We’ve made many new friends and have been welcomed by our Portuguese neighbors. The Portuguese, we’ve found, are friendly and also proud, rightly so, I’d say, of their heritage. History lives on every corner in some villages in this part of the world, including ours. And the Portuguese are so eager to share that history with you, to include you in their culture, their traditions… to share their food, their time…
Family is important here. Families take walks together each evening along the promenade, and in summer, in the squares, you see old ladies dancing with 5-year-old children. Family is everything, and all generations are included.
If I had to sum up why I love living in the Algarve as much as I do, I’d do it in four words: people, pace, peixe, property.
I’ve told you about the people, the pace of life, and the food. Not only the fish, peixe, but everything you eat here is fresh and natural and just so good.

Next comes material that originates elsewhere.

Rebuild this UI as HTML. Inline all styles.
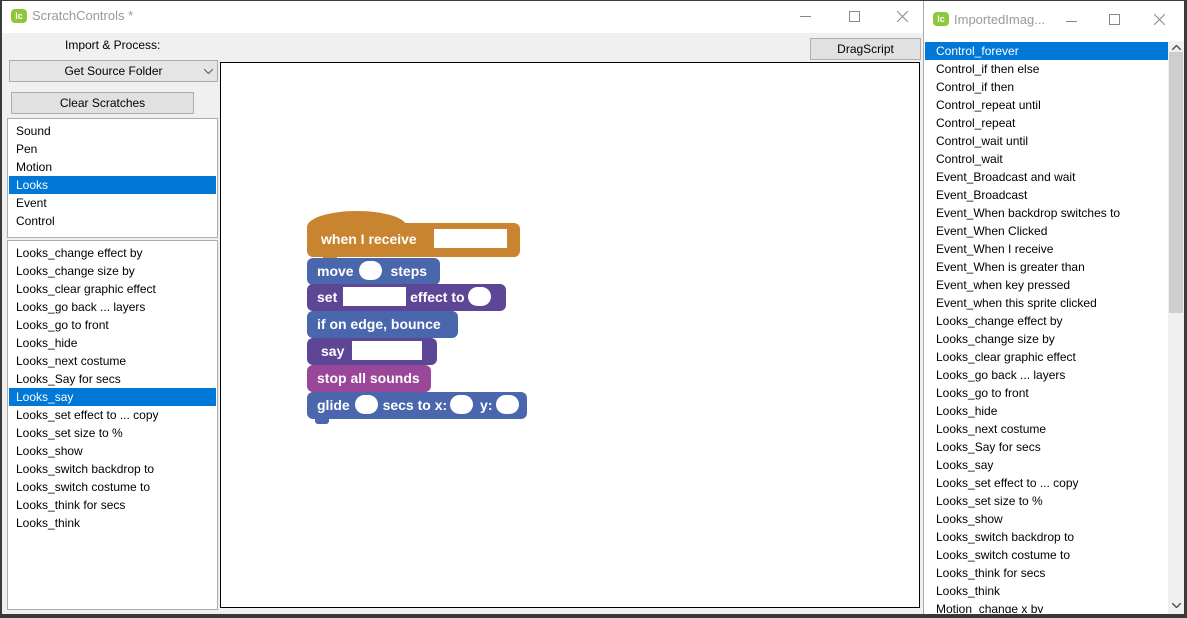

The final benefit I want to highlight for you is to do with property. My husband and I were able to buy a house big enough for us each to have our own studio, him for photography, me for painting, plus an amazing view. There are real bargains to be found. And the shopping… the seeking them out… that’s part of the fun and the adventure…
Work for me now is going downstairs to my basement art studio and picking up my brushes to work on my latest commission or upcoming exhibition. Meantime, Dave packs up his camera gear to go out on a shoot. We have lunch in the garden in the sunshine most days and live a simple, quiet, and relatively uncomplicated life. Working back in the hectic and stressful U.K. is a distant memory now.